AN EVANGELIZED WORLD UTOPIC?

What is a blessing? For a Christian, being blessed means having all problems removed from life. There is no greater blessing than feeling like part of the "chosen people," who will forever inhabit a Paradise of delights where there will be no more "gnashing of teeth, no death, no pain," and everyone will be eternally happy, perfect, and without conflict. But why is the ideal of a Paradise in eternal beatification utopian?

We live in a dimension of duality, where opposites must exist so that what is can be, for I can only be what I am in the presence of what I am not. This is the dichotomy of life. That is why we will never "get there" in the sense of saying, "There, now nothing affects me anymore," because if we were to reach such a condition, we would annihilate progress. The negativity that Christians wish to eliminate entirely from their lives does not necessarily signify something bad. The negative is positive in a different context. Often, to reach a goal, it is necessary to first go through its negation, and only then will its authenticity be recognized. There will always be a polarity between Good and Evil, Pain and Pleasure, Light and Shadow, Apollo and Dionysus, Rational and Intuitive, Concept and Metaphor. Life demands this balance. It is not possible to eliminate all bad things, just as it would be harmful if everything were perfect all the time. Many people can confirm that "too much happiness can be depressing." Spending a few days on a paradise beach is wonderful, of course, but what happens if life is reduced solely to that Paradise? Soon, we become bored and disinterested.
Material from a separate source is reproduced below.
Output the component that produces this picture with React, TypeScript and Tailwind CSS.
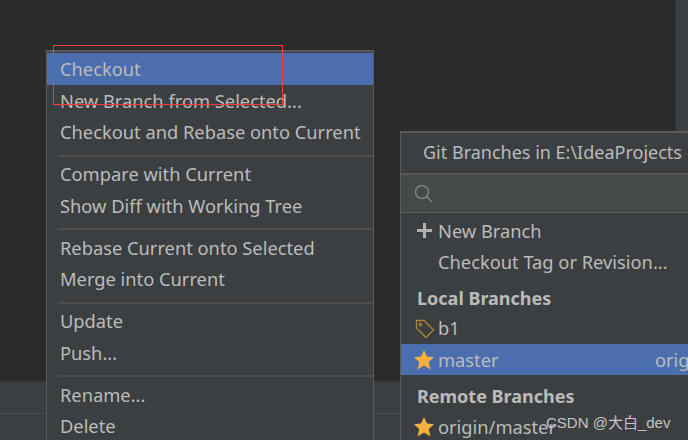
const leftGroups = [
  ["Checkout", "New Branch from Selected...", "Checkout and Rebase onto Current"],
  ["Compare with Current", "Show Diff with Working Tree"],
  ["Rebase Current onto Selected", "Merge into Current"],
  ["Update", "Push..."],
  ["Rename...", "Delete"],
];

function Star() {
  return (
    <svg width="20" height="20" viewBox="0 0 20 20" className="shrink-0">
      <path d="M10 0 L13 6.6 L20 7.2 L14.8 12 L16.4 19.5 L10 15.6 L3.6 19.5 L5.2 12 L0 7.2 L7 6.6 Z" fill="#f4b03e" />
    </svg>
  );
}

function Tag() {
  return (
    <svg width="20" height="20" viewBox="0 0 20 20" fill="none" stroke="#a88436" strokeWidth="1.3" className="shrink-0">
      <path d="M1.5 1.5 H9 L18.5 11 L11 18.5 L1.5 9 Z" />
      <circle cx="5.5" cy="5.5" r="1.2" />
    </svg>
  );
}

export default function App() {
  return (
    <div className="relative flex flex-col w-[688px] h-[440px] overflow-hidden bg-[#2b2b2b] text-[#bbbbbb] text-[18.3px] font-['Noto_Sans','Open_Sans',sans-serif]">
      {/* ide background */}
      <div className="flex justify-end h-[380px]">
        <div className="w-[13px] bg-[#3c3f41] border-l border-[#323232]" />
      </div>
      <div className="flex-1 bg-[#3c3f41] border-t-2 border-[#323232]">
        <div className="mt-[31px] border-t border-[#4a4c4e]" />
      </div>

      {/* context menu */}
      <div className="absolute left-[46px] top-[50px] w-[328px] h-[400px] bg-[#3c3f41] border border-t-2 border-[#5a5a5a] border-b-0 pt-[1px]">
        {leftGroups.map((group, i) => (
          <div key={i} className={i > 0 ? "mt-[7px] ml-[11px] border-t-2 border-[#4d4d4d] pt-[1.5px]" : ""}>
            {group.map((label, j) => (
              <div
                key={label}
                className={`h-[31.5px] leading-[31px] whitespace-nowrap ${i > 0 ? "pl-[2px]" : "pl-[13px]"} ${i === 0 && j === 0 ? "bg-[#4b6eaf]" : ""}`}
              >
                {label}
              </div>
            ))}
          </div>
        ))}
      </div>

      {/* branches popup */}
      <div className="absolute left-[400px] top-[131px] w-[300px] h-[320px] bg-[#3c3f41] border-l border-t-2 border-[#5a5a5a]">
        <div className="h-[40px] leading-[39px] pl-[22px] text-[18px] whitespace-nowrap border-b-2 border-[#555555] box-content">
          Git Branches in E:\IdeaProjects
        </div>
        <div className="h-[38px] flex items-center pl-[13px] bg-[#45494a] border-b border-[#5e6060]">
          <svg width="20" height="20" viewBox="0 0 20 20" fill="none" stroke="#7d8183" strokeWidth="1.5">
            <circle cx="8" cy="8" r="6.5" />
            <path d="M12.5 12.5 L18 18" />
          </svg>
        </div>
        <div className="pt-[2px]">
          <div className="h-[31px] flex items-center whitespace-nowrap pl-[15px] gap-[5px]">
            <svg width="17" height="17" viewBox="0 0 17 17" className="shrink-0">
              <path d="M7 1 H10 V7 H16 V10 H10 V16 H7 V10 H1 V7 H7 Z" fill="#afb1b3" />
            </svg>
            New Branch
          </div>
          <div className="h-[31px] flex items-center whitespace-nowrap pl-[37px]">Checkout Tag or Revision...</div>
          <div className="h-[36px] flex items-center pl-[16px] pt-[6px] font-bold text-[18px]">Local Branches</div>
          <div className="h-[31px] flex items-center pl-[14px] gap-[3px]">
            <Tag />
            <span className="pb-[2px]">b1</span>
          </div>
          <div className="h-[31px] flex items-center pl-[13px] gap-[4px] bg-[#4b6eaf] whitespace-nowrap">
            <Star />
            <span className="w-[213px] shrink-0">master</span>
            origin/master
          </div>
          <div className="h-[36px] flex items-center pl-[16px] pt-[7px] font-bold text-[18px]">Remote Branches</div>
          <div className="h-[31px] flex items-center pl-[13px] gap-[4px]">
            <Star />
            origin/master
          </div>
        </div>
      </div>

      {/* watermark */}
      <div className="absolute left-[546px] top-[413px] text-[15px] leading-[20px] text-[#c4c4c4] whitespace-nowrap font-['Liberation_Sans','Noto_Sans_CJK_SC',sans-serif]">
        CSDN @大白_dev
      </div>

      {/* red selection rectangle */}
      <div className="absolute left-[53px] top-[45px] w-[230px] h-[60px] border border-[#f03c3c]" />
    </div>
  );
}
Our perception follows this rule of polarity: shadows, eternal companions of light, are necessary to highlight the illuminated parts. If everything were completely dark, we wouldn't see anything, and existence would not be possible; but if everything were completely illuminated, we wouldn't perceive contrasts, distances, or spaces without the shadows. A similar process happens with hearing: without sound, we wouldn't hear anything, but without the silence or pause in the rhythm of music, it would be flat, a constant and unbearable noise.

For these reasons, the idealized world of Beatitude by Christians could not be further from reality, as it completely rejects shadows and confuses "holiness" with "dulling of the senses." Nietzsche considered Christianity the mortal enemy of "worldly wisdom." The world that Christians aspire to (whether on Earth or in heaven) is an evangelized world, a world of eternal beatification, where everyone is perfect, without mistakes, without doubts, without agony, without contrasts, without divergences, with everyone eternally worshiping the same God… (Oh, mortal boredom).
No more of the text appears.